Cajun sausage for jambo. Chicken/pork/beef for stir fry. Or no meat if your prefer it that way!
Hot sauce or some kind of Asian sauce. Your choice.
Ok, this is pretty complex so pay attention. If you have regular rice that takes 12 hours to cook go ahead and get that on some heat right now. If not, prep all of your veggies and meat. I don’t care how you cut them. Do what you feel. Heat up a pan with oil and cook that meat. When it’s about halfway done chuck your veggies in. If your rice is of the “instant” variety start cooking that now. Now here’s where things get tricky. If you’re going the Cajun route, throw everything in a bowl and pour in as much of your favorite hot sauce as you like then mix. You done. If you’re getting fancy and going for that “authentic” Asian stir fry, pour some of your sauce in the pan with all your goodies and get it good and hot. Now pour it all into a big bowl and share with your buddy. Unless you’re some kind of monster and need your very own bowl and fork thus creating more dishes to clean later.
Slightly Better Than College RameN'
Oh Ramen. We all love you. Sometimes MJ just takes a bite out of the dry noodles like some kind of rabid animal. Anyway... ramen is pretty hip today. White people in gentrified neighborhoods all across America are lighting up those taste buds with flavors from the Far East. I guess we’re no different. But this ramen only cost us a few bucks. PS: if you’re in Indianapolis and you want some fantastic ramen and Japanese food make sure you check out Asaka on 82nd street. They’re a small family operation that has been doing it way longer than it’s been cool! Ok, back to our slightly better than college ramen.
1. Instant ramen. However many packs your little belly can handle.
2. Veggies. We generally go for corn, chili pepper, mushroom, and onion.
3. Egg. Gotta have that soft boiler in there.
4. Meat. This is up to you. Sometimes we have some and sometimes we don’t. When we do we just slice it thin and throw it in.
Really? You need directions for this? Ok....

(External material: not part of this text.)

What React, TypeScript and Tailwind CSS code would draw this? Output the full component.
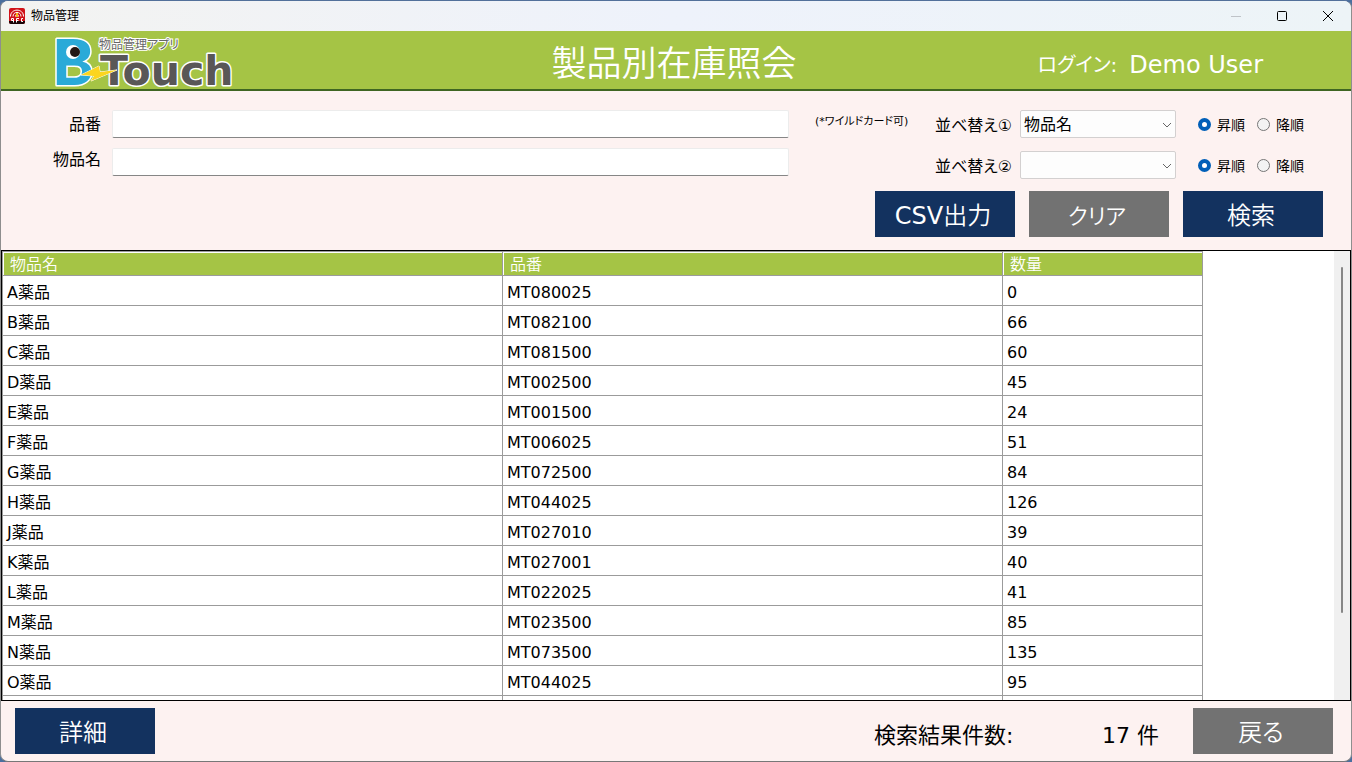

Heat up a pot of water and put the noodles in. When we first started dating MJ would always plate up our meals super nice. Now he just throws everything in at once. Perks of living with someone in a van?
You can throw in an egg to soft boil it while you're cooking your noods or you can do what we do sometimes and just fry one up and throw it on top. Your call. Same goes for the meat. Sometimes we just slice it up super thin and throw it in the pot and it cooks right up. You can also cook it separately and add it later if you want. Now that you have everything cooked to perfection throw it all into one big bowl and share with your homie. Or if you're some kind of monster put it in two separate bowls and make more dishes to clean up later.
After Hiking Gas Station Mac N' Cheese
This is our most glutinous meal and is usually best enjoyed after a long day of hiking. Don't let the words "gas station" deter you from this one, folks. Keep reading and you'll understand the name a little better.
1 Box of Mac N' Cheese (Whatever brand you prefer. We usually go for the 79¢ version, but occasionally we'll splurge for shells and cheese.)
2-3 Mini Half N' Half Creamers from any gas station
Butter, if directed on Mac N' Cheese box, and even if not. What? Don’t give me that look!
1 Cup Yellow Onion, Diced
1 Cup White Mushrooms, Diced
Andouille Sausage, Sliced (Optional)
Slice and Dice Onion, Mushrooms and Sausage and put in pan.
Cook the Mac N' Cheese as directed on box. If Mac N' Cheese box lists milk as one of the ingredients, omit and use use gas station creamers instead.
While Mac N' Cheese is boiling go ahead and cook up your veggies. This is also a great time to add some bacon if you didn’t eat it all for breakfast.
When everything is ready combine it all in one big bowl and mix it up. Share that bowl with your pal unless you’re some kind of monster and need your own bowl thus creating more dishes to clean up.
There you have it, our go-to meals. We don't eat these for every meal but usually at least once or twice a week! What are your favorite camping/vanlife meals? We wouldn't mind trying something new!